The Discipline of Micro-Actions

Here is where most generations die: beginners overload the shot. They ask for a character to run, turn, laugh, grab a phone, look into camera, while the drone rises, the sun sets, traffic moves, and confetti explodes. Then they blame the model. That is not a prompt. That is a production collapse. Current tools reward narrower intent. Runway Gen-4 is built around short 5 or 10 second outputs. Kling Motion Control warns that complex or fast-paced motions may shorten usable action duration and recommends adjusting complexity and speed. Flow itself is organized around clips and scene assembly, not one giant master take. Think in micro-actions: one camera move, one subject move, one beat of change. Generate the glance. Then the hand movement. Then the step forward. Build sequence through disciplined coverage.

The Reality of the Edit

AI video tools generate clips. They do not absolve you from editorial responsibility. Yes, Flow has Scenebuilder for sequencing and trimming, and yes, modern platforms let you extend shots, save versions, and iterate quickly.

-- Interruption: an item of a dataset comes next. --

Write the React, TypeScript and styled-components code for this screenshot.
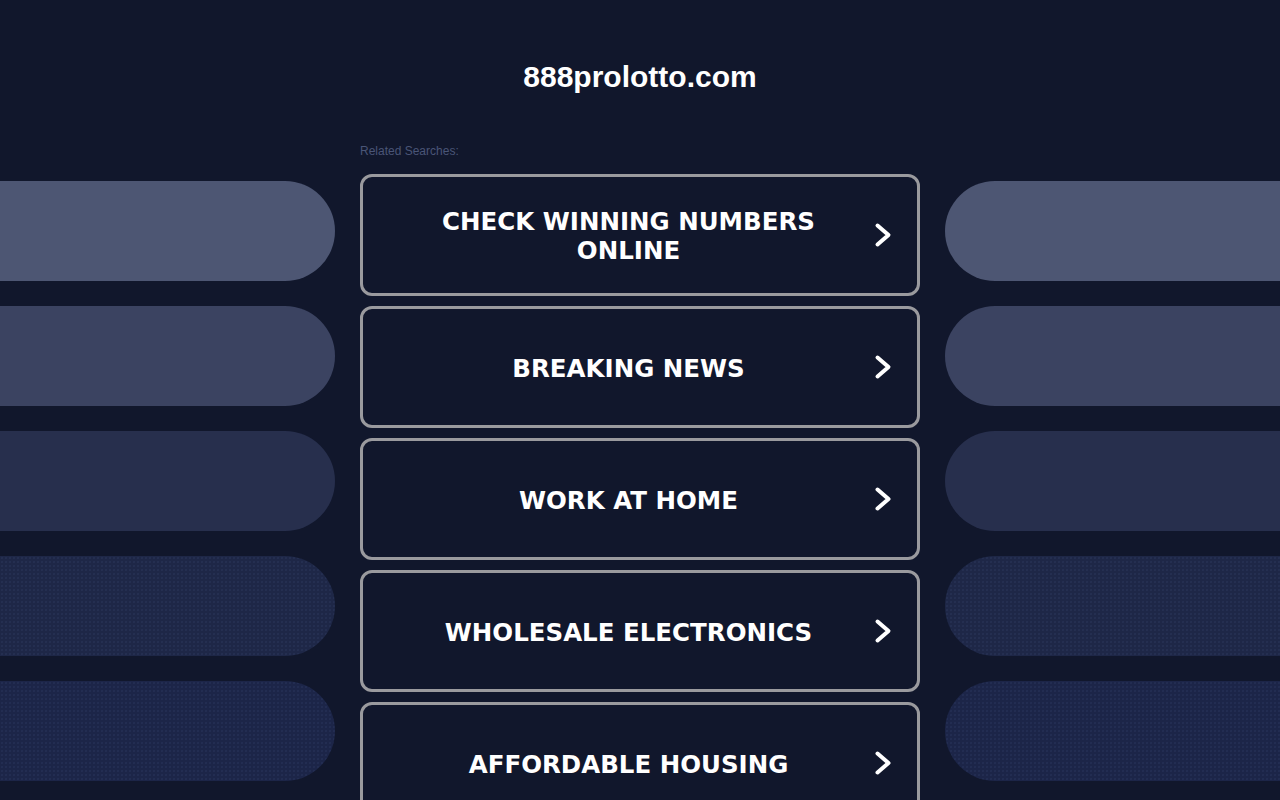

But that is still only the beginning of filmmaking. Rhythm, tension, silence, impact, and narrative emphasis are editorial decisions. Sound design is still where cheap AI footage either dies or becomes cinematic. The same is true for pacing. A competent editor can rescue a plain shot with timing and audio. A bad editor can destroy a beautiful shot in seconds. The model gives you fragments of visual possibility. The timeline turns those fragments into meaning.

Final Discipline

So here is the workflow beginners actually need: create or approve an anchor image, generate one controlled motion beat at a time, speak in camera language, and cut the story in the edit. That is the architecture of motion. Not prompt gambling, not aesthetic superstition, not blind faith in a single text box. Professionals do not ask the machine for a finished film. They use it like a volatile but powerful camera on a virtual set, then impose order through references, shot design, and editorial discipline. The sooner you accept that, the sooner your work stops looking like an accident.